#### What this task involves
Determine how many lines include "React". Give the number and nothing else.

******************************

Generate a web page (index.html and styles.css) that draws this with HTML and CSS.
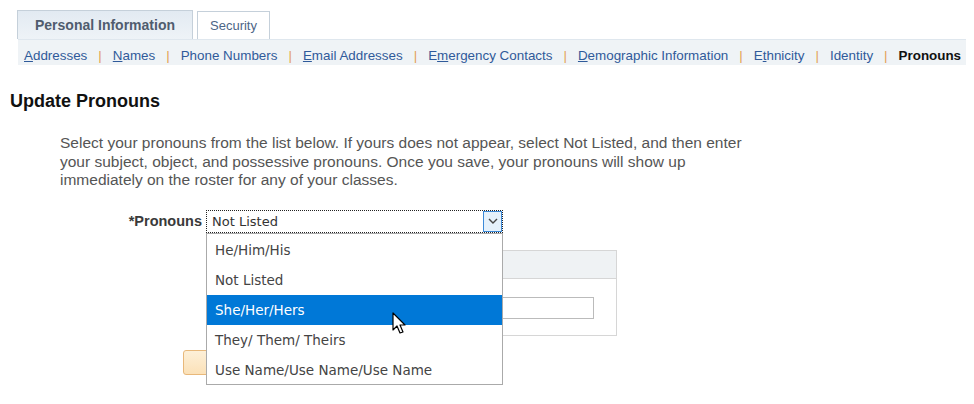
FILE: index.html
```html
<!DOCTYPE html>
<html>
<head>
<meta charset="utf-8">
<link rel="stylesheet" href="styles.css">
</head>
<body>
<div class="tabs">
  <div class="tab tab-active">Personal Information</div>
  <div class="tab">Security</div>
</div>
<nav class="subnav">
  <a class="link"><u>A</u>ddresses</a><span class="sep">|</span>
  <a class="link"><u>N</u>ames</a><span class="sep">|</span>
  <a class="link">Phone Numbers</a><span class="sep">|</span>
  <a class="link"><u>E</u>mail Addresses</a><span class="sep">|</span>
  <a class="link">E<u>m</u>ergency Contacts</a><span class="sep">|</span>
  <a class="link"><u>D</u>emographic Information</a><span class="sep">|</span>
  <a class="link">E<u>t</u>hnicity</a><span class="sep">|</span>
  <a class="link">Identity</a><span class="sep">|</span>
  <span class="current">Pronouns</span>
</nav>
<h1 class="title">Update Pronouns</h1>
<p class="intro">Select your pronouns from the list below. If yours does not appear, select Not Listed, and then enter your subject, object, and possessive pronouns. Once you save, your pronouns will show up immediately on the roster for any of your classes.</p>
<div class="field-row">
  <label class="label">*Pronouns</label>
  <div class="select-wrap">
    <div class="select">
      <span class="select-value">Not Listed</span>
      <span class="select-btn">
        <svg width="10" height="6" viewBox="0 0 10 6"><path d="M1 1 L5 5 L9 1" fill="none" stroke="#444" stroke-width="1.4"/></svg>
      </span>
    </div>
    <ul class="options">
      <li class="option">He/Him/His</li>
      <li class="option">Not Listed</li>
      <li class="option option-hl">She/Her/Hers</li>
      <li class="option">They/ Them/ Theirs</li>
      <li class="option">Use Name/Use Name/Use Name</li>
    </ul>
    <svg class="cursor" width="16" height="24" viewBox="0 0 16 24"><path d="M1 1 L1 18 L5 14 L8 21 L11 20 L8 13 L13 13 Z" fill="#fff" stroke="#000" stroke-width="1.2" stroke-linejoin="round"/></svg>
  </div>
</div>
<div class="detail">
  <div class="grid">
    <div class="grid-head"></div>
    <div class="grid-body"><div class="input"></div></div>
  </div>
  <div class="btn"></div>
</div>
</body>
</html>
```
FILE: styles.css
```css
html, body { margin: 0; padding: 0; background: #fff; }
body { font-family: "Liberation Sans", Arial, sans-serif; width: 974px; height: 404px; overflow: hidden; }

.tabs { display: flex; gap: 4px; padding: 10px 0 0 17px; height: 39px; box-sizing: border-box; align-items: flex-end; }
.tab { height: 28px; box-sizing: border-box; border: 1px solid #c5d0da; border-bottom: none; background: #fff; color: #4d6586; font-size: 13px; padding: 0 12px; display: flex; align-items: center; white-space: nowrap; }
.tab-active { height: 29px; background: linear-gradient(#e2eaf2, #eef3f7); color: #4f5c6e; font-weight: bold; font-size: 14px; padding: 0 10px; width: 176px; justify-content: center; }

.subnav { margin-left: 18px; margin-right: 8px; height: 26px; box-sizing: border-box; padding: 5px 0 0 6px; background: #eff3f6; border-top: 1px solid #dfe7ee; display: flex; align-items: center; font-size: 13.4px; white-space: nowrap; }
.link { color: #2f5a9a; text-decoration: none; }
.link u { text-decoration: underline; }
.sep { color: #e3a052; padding: 0 11px; }
.current { font-weight: bold; color: #111; }

.title { margin: 26px 0 0 10px; font-size: 18px; font-weight: bold; color: #111; line-height: 20px; }
.intro { margin: 23px 0 0 60px; width: 692px; font-size: 15.5px; line-height: 18.5px; color: #555; }

.field-row { display: flex; align-items: center; margin-top: 20px; height: 23px; }
.label { width: 206px; text-align: right; font-weight: bold; font-size: 14.5px; color: #3a3a3a; padding-right: 4px; box-sizing: border-box; }
.select-wrap { position: relative; width: 297px; height: 23px; }
.select { height: 23px; box-sizing: border-box; border: 1px dotted #222; display: flex; align-items: center; background: #fff; }
.select-value { flex: 1; font-family: "DejaVu Sans", Tahoma, sans-serif; font-size: 13px; color: #333; padding-left: 5px; }
.select-btn { width: 19px; height: 21px; box-sizing: border-box; border: 1px solid #3c8ad8; background: #e5f1fb; display: flex; align-items: center; justify-content: center; }

.options { position: absolute; left: 0; top: 23px; width: 297px; height: 152px; box-sizing: border-box; margin: 0; padding: 1px 0 0; list-style: none; background: #fff; border: 1px solid #aaa; z-index: 2; }
.option { height: 30px; display: flex; align-items: center; padding-left: 8px; font-family: "DejaVu Sans", Tahoma, sans-serif; font-size: 13.5px; color: #444; }
.option-hl { background: #0078d7; color: #fff; }
.cursor { position: absolute; left: 186px; top: 102px; z-index: 3; }

.detail { position: relative; margin-left: 183px; margin-top: 17px; height: 130px; }
.grid { margin-left: 23px; width: 411px; height: 86px; box-sizing: border-box; border: 1px solid #d6d6d6; }
.grid-head { height: 27px; background: #eff2f4; border-bottom: 1px solid #d6d6d6; }
.grid-body { padding: 18px 0 0 0; display: flex; justify-content: flex-end; padding-right: 22px; }
.input { width: 300px; height: 22px; box-sizing: border-box; border: 1px solid #bbb; }
.btn { margin-top: 14px; width: 60px; height: 25px; box-sizing: border-box; border: 1px solid #e8b87a; border-radius: 3px; background: linear-gradient(#fdf0d8, #fbe1b8); }
```
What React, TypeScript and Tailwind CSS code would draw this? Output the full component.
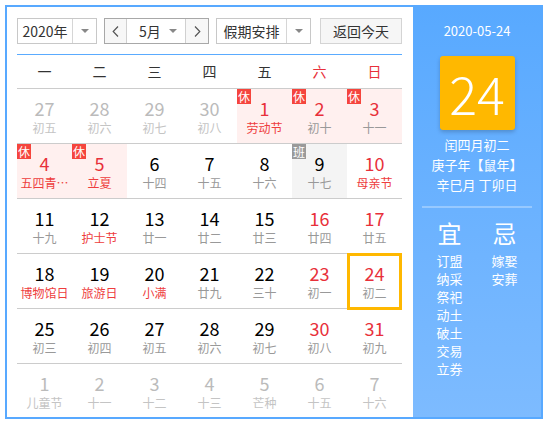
import React from "react";

type Day = {
  n: number;
  l: string;
  other?: boolean;
  red?: boolean;
  fest?: boolean;
  tag?: "休" | "班";
  sel?: boolean;
};

const rows: Day[][] = [
  [
    { n: 27, l: "初五", other: true },
    { n: 28, l: "初六", other: true },
    { n: 29, l: "初七", other: true },
    { n: 30, l: "初八", other: true },
    { n: 1, l: "劳动节", red: true, fest: true, tag: "休" },
    { n: 2, l: "初十", red: true, tag: "休" },
    { n: 3, l: "十一", red: true, tag: "休" },
  ],
  [
    { n: 4, l: "五四青…", red: true, fest: true, tag: "休" },
    { n: 5, l: "立夏", red: true, fest: true, tag: "休" },
    { n: 6, l: "十四" },
    { n: 7, l: "十五" },
    { n: 8, l: "十六" },
    { n: 9, l: "十七", tag: "班" },
    { n: 10, l: "母亲节", red: true, fest: true },
  ],
  [
    { n: 11, l: "十九" },
    { n: 12, l: "护士节", fest: true },
    { n: 13, l: "廿一" },
    { n: 14, l: "廿二" },
    { n: 15, l: "廿三" },
    { n: 16, l: "廿四", red: true },
    { n: 17, l: "廿五", red: true },
  ],
  [
    { n: 18, l: "博物馆日", fest: true },
    { n: 19, l: "旅游日", fest: true },
    { n: 20, l: "小满", fest: true },
    { n: 21, l: "廿九" },
    { n: 22, l: "三十" },
    { n: 23, l: "初一", red: true },
    { n: 24, l: "初二", red: true, sel: true },
  ],
  [
    { n: 25, l: "初三" },
    { n: 26, l: "初四" },
    { n: 27, l: "初五" },
    { n: 28, l: "初六" },
    { n: 29, l: "初七" },
    { n: 30, l: "初八", red: true },
    { n: 31, l: "初九", red: true },
  ],
  [
    { n: 1, l: "儿童节", other: true },
    { n: 2, l: "十一", other: true },
    { n: 3, l: "十二", other: true },
    { n: 4, l: "十三", other: true },
    { n: 5, l: "芒种", other: true },
    { n: 6, l: "十五", other: true },
    { n: 7, l: "十六", other: true },
  ],
];

const weekdays = ["一", "二", "三", "四", "五", "六", "日"];

function Caret() {
  return (
    <span className="block h-0 w-0 border-x-[4px] border-t-[4px] border-x-transparent border-t-[#888]" />
  );
}

function Cell({ d }: { d: Day }) {
  let bg = "";
  if (d.tag === "休") bg = "bg-[#fff0ef]";
  if (d.tag === "班") bg = "bg-[#f4f4f4]";
  const numColor = d.other ? "text-[#bbbbbb]" : d.red ? "text-[#e8303a]" : "text-black";
  const lunarColor = d.other
    ? "text-[#c4c4c4]"
    : d.fest
    ? "text-[#ee3d3d]"
    : "text-[#999999]";
  return (
    <div className={`relative h-[54px] text-center ${bg}`}>
      {d.tag && (
        <span
          className={`absolute left-0 top-0 h-[15px] w-[14px] text-[12px] leading-[15px] text-white ${
            d.tag === "休" ? "bg-[#f5453d]" : "bg-[#9a9a9a]"
          }`}
        >
          {d.tag}
        </span>
      )}
      <div className={`pt-[9px] text-[18px] leading-[20px] ${numColor}`}>{d.n}</div>
      <div className={`truncate text-[12px] leading-[20px] ${lunarColor}`}>{d.l}</div>
      {d.sel && (
        <div className="absolute inset-x-0 -top-px bottom-[-2px] border-[3px] border-[#ffb800]" />
      )}
    </div>
  );
}

export default function App() {
  return (
    <div
      className="ml-[5px] mt-[5px] flex h-[414px] w-[538px] border-2 border-[#58a9ff] bg-white text-[#333]"
      style={{ fontFamily: '"Noto Sans CJK SC", "Liberation Sans", sans-serif' }}
    >
      {/* calendar */}
      <div className="w-[406px] pl-[10px] pt-[11px]">
        <div className="flex h-[26px] items-stretch text-[14px]">
          <div className="flex w-[80px] border border-[#c8c8c8]">
            <span className="flex w-[55px] items-center justify-center border-r border-[#d6d6d6]">
              2020年
            </span>
            <span className="flex flex-1 items-center justify-center">
              <Caret />
            </span>
          </div>
          <div className="ml-[7px] flex w-[105px] border border-[#a8a8a8]">
            <span className="flex w-[22px] items-center justify-center border-r border-[#d0d0d0] bg-[#f7f7f7] text-[#555]">
              <svg width="7" height="11" viewBox="0 0 7 11" fill="none" stroke="#555" strokeWidth="1.2">
                <path d="M6 0.5 1.2 5.5 6 10.5" />
              </svg>
            </span>
            <span className="flex flex-1 items-center justify-between pl-[12px] pr-[8px]">
              <span>5月</span>
              <Caret />
            </span>
            <span className="flex w-[23px] items-center justify-center border-l border-[#d0d0d0] bg-[#f7f7f7]">
              <svg width="7" height="11" viewBox="0 0 7 11" fill="none" stroke="#555" strokeWidth="1.2">
                <path d="M1 0.5 5.8 5.5 1 10.5" />
              </svg>
            </span>
          </div>
          <div className="ml-[7px] flex w-[95px] border border-[#c8c8c8]">
            <span className="flex w-[70px] items-center justify-center border-r border-[#d6d6d6]">
              假期安排
            </span>
            <span className="flex flex-1 items-center justify-center">
              <Caret />
            </span>
          </div>
          <div className="ml-[9px] flex w-[82px] items-center justify-center border border-[#d4d4d4] bg-[#f6f6f6]">
            返回今天
          </div>
        </div>

        <div className="mt-[10px] w-[385px] border-t border-[#5aabff]">
          <div className="grid h-[34px] grid-cols-7 items-center border-b border-[#cccccc] text-center text-[14px]">
            {weekdays.map((w, i) => (
              <span key={w} className={i >= 5 ? "text-[#e8303a]" : "text-[#333]"}>
                {w}
              </span>
            ))}
          </div>
          {rows.map((r, i) => (
            <div
              key={i}
              className={`grid grid-cols-7 ${i < rows.length - 1 ? "border-b border-[#cccccc]" : ""}`}
            >
              {r.map((d, j) => (
                <Cell key={j} d={d} />
              ))}
            </div>
          ))}
        </div>
      </div>

      {/* side panel */}
      <div className="flex flex-1 flex-col items-center bg-gradient-to-b from-[#58a9ff] to-[#7dbbff] text-white">
        <div className="mt-[14px] text-[13px] leading-[20px]">2020-05-24</div>
        <div className="mt-[15px] flex h-[74px] w-[75px] items-center justify-center rounded-[3px] bg-[#ffb800] text-[52px] font-light leading-none shadow-[0_2px_4px_rgba(0,0,0,0.2)]">
          24
        </div>
        <div className="mt-[5px] text-center text-[13px] leading-[20px]">
          <div>闰四月初二</div>
          <div>庚子年【鼠年】</div>
          <div>辛巳月 丁卯日</div>
        </div>
        <div className="mt-[11px] h-[2px] w-[110px] bg-white/30" />
        <div className="mt-[10px] flex gap-[15px]">
          <div className="flex w-[40px] flex-col items-center">
            <div className="text-[24px] leading-[30px]">宜</div>
            <div className="mt-[4px] text-center text-[13px] leading-[18px]">
              {["订盟", "纳采", "祭祀", "动土", "破土", "交易", "立券"].map((t) => (
                <div key={t}>{t}</div>
              ))}
            </div>
          </div>
          <div className="flex w-[40px] flex-col items-center">
            <div className="text-[24px] leading-[30px]">忌</div>
            <div className="mt-[4px] text-center text-[13px] leading-[18px]">
              {["嫁娶", "安葬"].map((t) => (
                <div key={t}>{t}</div>
              ))}
            </div>
          </div>
        </div>
      </div>
    </div>
  );
}
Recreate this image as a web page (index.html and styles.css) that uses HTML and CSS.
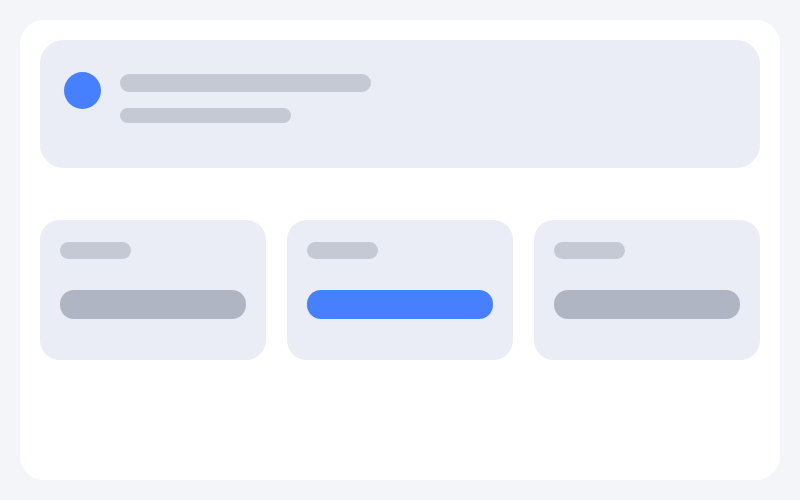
FILE: index.html
```html
<!DOCTYPE html>
<html lang="en">
<head>
  <meta charset="UTF-8">
  <meta name="viewport" content="width=device-width, initial-scale=1.0">
  <title>Loading</title>
  <link rel="stylesheet" href="styles.css">
</head>
<body>
  <div class="panel">
    <div class="profile">
      <div class="avatar"></div>
      <div class="profile-lines">
        <div class="line line-title"></div>
        <div class="line line-sub"></div>
      </div>
    </div>

    <div class="cards">
      <div class="card">
        <div class="label"></div>
        <div class="bar"></div>
      </div>
      <div class="card">
        <div class="label"></div>
        <div class="bar bar-active"></div>
      </div>
      <div class="card">
        <div class="label"></div>
        <div class="bar"></div>
      </div>
    </div>
  </div>
</body>
</html>
```

FILE: styles.css
```css
body {
  font-family: 'Liberation Sans', Arial, sans-serif;
  margin: 0;
  padding: 20px;
  background-color: #f4f5f9;
}

.panel {
  height: 460px;
  box-sizing: border-box;
  background-color: #ffffff;
  border-radius: 24px;
  padding: 20px;
}

.profile {
  display: flex;
  align-items: flex-start;
  gap: 19px;
  height: 128px;
  box-sizing: border-box;
  padding: 32px 24px;
  background-color: #eaedf5;
  border-radius: 24px;
}

.avatar {
  width: 37px;
  height: 37px;
  border-radius: 50%;
  background-color: #4680ff;
}

.profile-lines {
  display: flex;
  flex-direction: column;
  gap: 16px;
  padding-top: 2px;
}

.line {
  background-color: #c4c9d4;
  border-radius: 9px;
}

.line-title {
  width: 251px;
  height: 18px;
}

.line-sub {
  width: 171px;
  height: 15px;
}

.cards {
  display: flex;
  gap: 21px;
  margin-top: 52px;
}

.card {
  flex: 1;
  height: 140px;
  box-sizing: border-box;
  padding: 22px 20px;
  background-color: #eaedf5;
  border-radius: 20px;
}

.label {
  width: 71px;
  height: 17px;
  background-color: #c4c9d4;
  border-radius: 9px;
}

.bar {
  height: 29px;
  margin-top: 31px;
  background-color: #afb5c3;
  border-radius: 14px;
}

.bar-active {
  background-color: #4680ff;
}
```
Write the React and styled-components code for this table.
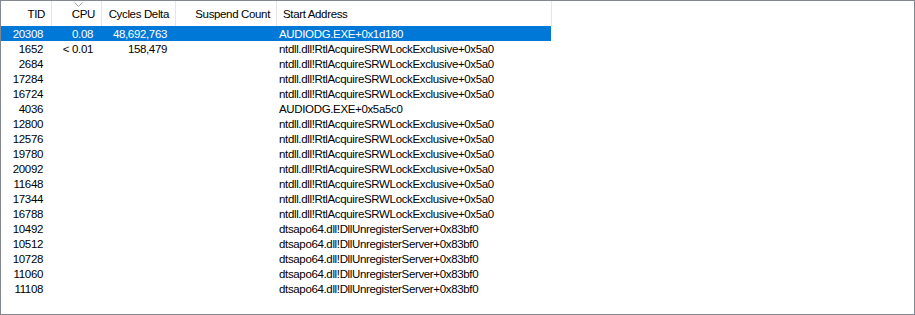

******************************

#### Full output
3